## What is needed
Show every line of the records below that contains the word "this".
......
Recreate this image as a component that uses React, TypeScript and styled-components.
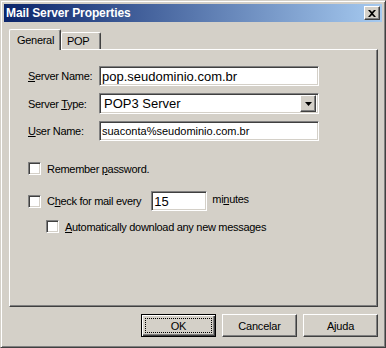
import React from 'react'
import styled, { createGlobalStyle, css } from 'styled-components'

const face = '#d4d0c8'
const shadow = '#808080'
const darkShadow = '#404040'
const uiFont = `'Liberation Sans', Arial, sans-serif`

const GlobalStyle = createGlobalStyle`
	html, body {
		margin: 0;
		padding: 0;
		background: ${face};
	}
	* {
		box-sizing: border-box;
	}
`

const raised = css`
	border: 1px solid;
	border-color: #fff ${darkShadow} ${darkShadow} #fff;
	box-shadow: inset -1px -1px ${shadow}, inset 1px 1px ${face};
`

const sunken = css`
	border: 1px solid;
	border-color: ${shadow} #fff #fff ${shadow};
	box-shadow: inset 1px 1px ${darkShadow}, inset -1px -1px ${face};
`

const Window = styled.div`
	width: 386px;
	height: 348px;
	display: flex;
	flex-direction: column;
	padding: 3px;
	background: ${face};
	border: 1px solid;
	border-color: ${face} ${darkShadow} ${darkShadow} ${face};
	box-shadow: inset 1px 1px #fff, inset -1px -1px ${shadow};
	font-family: ${uiFont};
	font-size: 11px;
	color: #000;
`

const TitleBar = styled.div`
	height: 18px;
	display: flex;
	align-items: center;
	justify-content: space-between;
	padding: 0 2px 0 2px;
	background: linear-gradient(to right, #0a246a, #a6caf0);
`

const TitleText = styled.span`
	color: #fff;
	font-weight: bold;
	font-size: 12px;
	letter-spacing: -0.1px;
`

const CloseButton = styled.button`
	${raised};
	width: 16px;
	height: 14px;
	padding: 0;
	background: ${face};
	display: flex;
	align-items: center;
	justify-content: center;
`

const Body = styled.div`
	flex: 1;
	display: flex;
	flex-direction: column;
	padding: 7px 4px 0 5px;
`

const TabStrip = styled.div`
	display: flex;
	align-items: flex-end;
	height: 20px;
	position: relative;
	z-index: 1;
`

const Tab = styled.div<{ $active?: boolean; $width: number }>`
	width: ${(p) => p.$width}px;
	height: ${(p) => (p.$active ? 21 : 17)}px;
	margin-bottom: ${(p) => (p.$active ? -1 : 0)}px;
	padding: ${(p) => (p.$active ? '4px 0 0 7px' : '2px 0 0 5px')};
	background: ${face};
	border-top: 1px solid #fff;
	border-left: 1px solid #fff;
	border-right: 1px solid ${darkShadow};
	border-top-left-radius: 2px;
	border-top-right-radius: 2px;
	box-shadow: inset -1px 0 ${shadow};
	letter-spacing: -0.3px;
	position: relative;
	z-index: ${(p) => (p.$active ? 2 : 1)};
`

const Panel = styled.div`
	height: 258px;
	padding: 16px 0 0 18px;
	border: 1px solid;
	border-color: #fff ${darkShadow} ${darkShadow} #fff;
	box-shadow: inset -1px -1px ${shadow};
`

const FormGrid = styled.div`
	display: grid;
	grid-template-columns: 71px 220px;
	row-gap: 7px;
	align-items: center;
`

const Label = styled.span`
	letter-spacing: -0.3px;
	white-space: nowrap;
`

const Key = styled.span`
	text-decoration: underline;
`

const TextField = styled.input<{ $size: number; $width?: number }>`
	${sunken};
	width: ${(p) => (p.$width ? `${p.$width}px` : '100%')};
	height: 20px;
	margin: 0;
	padding: 0 2px 0 2px;
	background: #fff;
	font-family: ${uiFont};
	font-size: ${(p) => p.$size}px;
	color: #000;
	outline: none;
`

const IntervalField = styled(TextField)`
	margin-left: 4px;
`

const SelectBox = styled.div`
	${sunken};
	height: 21px;
	display: flex;
	align-items: center;
	justify-content: space-between;
	padding: 2px 2px 2px 4px;
	background: #fff;
	font-size: 13px;
`

const DropButton = styled.span`
	${raised};
	width: 16px;
	height: 17px;
	background: ${face};
	display: flex;
	align-items: center;
	justify-content: center;
`

const Checks = styled.div`
	display: flex;
	flex-direction: column;
	margin-top: 21px;
`

const CheckRow = styled.div<{ $indent?: number; $gap?: number }>`
	display: flex;
	align-items: center;
	gap: 6px;
	margin-left: ${(p) => p.$indent ?? 0}px;
	margin-top: ${(p) => p.$gap ?? 0}px;
	min-height: 13px;
`

const CheckBox = styled.span`
	${sunken};
	width: 13px;
	height: 13px;
	flex: none;
	background: #fff;
`

const MinutesLabel = styled(Label)`
	margin-left: -1px;
	padding-bottom: 4px;
`

const ButtonRow = styled.div`
	display: flex;
	justify-content: flex-end;
	gap: 6px;
	margin-top: 7px;
`

const Button = styled.button<{ $default?: boolean }>`
	width: 75px;
	height: 23px;
	padding: 0;
	background: ${face};
	font-family: ${uiFont};
	font-size: 11px;
	color: #000;
	letter-spacing: -0.2px;
	display: flex;
	align-items: center;
	justify-content: center;
	${(p) =>
		p.$default
			? css`
					border: 1px solid #000;
					box-shadow: inset 1px 1px #fff, inset -1px -1px ${darkShadow}, inset -2px -2px ${shadow};
				`
			: raised};
`

const FocusRing = styled.span`
	width: 67px;
	height: 15px;
	border: 1px dotted #000;
	display: flex;
	align-items: center;
	justify-content: center;
`

const CloseGlyph = () => (
	<svg width='8' height='7' viewBox='0 0 8 7'>
		<path d='M0 0h2l2 2 2-2h2L5 3.5 8 7H6L4 5 2 7H0l3-3.5z' fill='#000' />
	</svg>
)

const ArrowGlyph = () => (
	<svg width='7' height='4' viewBox='0 0 7 4'>
		<path d='M0 0h7L3.5 4z' fill='#000' />
	</svg>
)

export default function App() {
	return (
		<>
			<GlobalStyle />
			<Window>
				<TitleBar>
					<TitleText>Mail Server Properties</TitleText>
					<CloseButton aria-label='Close'>
						<CloseGlyph />
					</CloseButton>
				</TitleBar>
				<Body>
					<TabStrip>
						<Tab $active $width={52}>General</Tab>
						<Tab $width={40}>POP</Tab>
					</TabStrip>
					<Panel>
						<FormGrid>
							<Label>
								<Key>S</Key>erver Name:
							</Label>
							<TextField $size={13} readOnly value='pop.seudominio.com.br' />
							<Label>
								Server <Key>T</Key>ype:
							</Label>
							<SelectBox>
								POP3 Server
								<DropButton>
									<ArrowGlyph />
								</DropButton>
							</SelectBox>
							<Label>
								<Key>U</Key>ser Name:
							</Label>
							<TextField $size={11} readOnly value='suaconta%seudominio.com.br' />
						</FormGrid>
						<Checks>
							<CheckRow>
								<CheckBox />
								<Label>
									Remember <Key>p</Key>assword.
								</Label>
							</CheckRow>
							<CheckRow $gap={16}>
								<CheckBox />
								<Label>
									C<Key>h</Key>eck for mail every
								</Label>
								<IntervalField $size={13} $width={56} readOnly value='15' />
								<MinutesLabel>
									mi<Key>n</Key>utes
								</MinutesLabel>
							</CheckRow>
							<CheckRow $indent={18} $gap={9}>
								<CheckBox />
								<Label>
									<Key>A</Key>utomatically download any new messages
								</Label>
							</CheckRow>
						</Checks>
					</Panel>
					<ButtonRow>
						<Button $default>
							<FocusRing>OK</FocusRing>
						</Button>
						<Button>Cancelar</Button>
						<Button>Ajuda</Button>
					</ButtonRow>
				</Body>
			</Window>
		</>
	)
}
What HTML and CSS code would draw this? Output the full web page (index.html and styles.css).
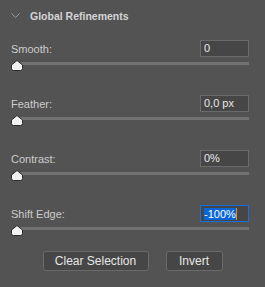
......
## Solution
Recreate this image as a component that uses React, TypeScript and styled-components.
What HTML and CSS code would draw this? Output the full web page (index.html and styles.css).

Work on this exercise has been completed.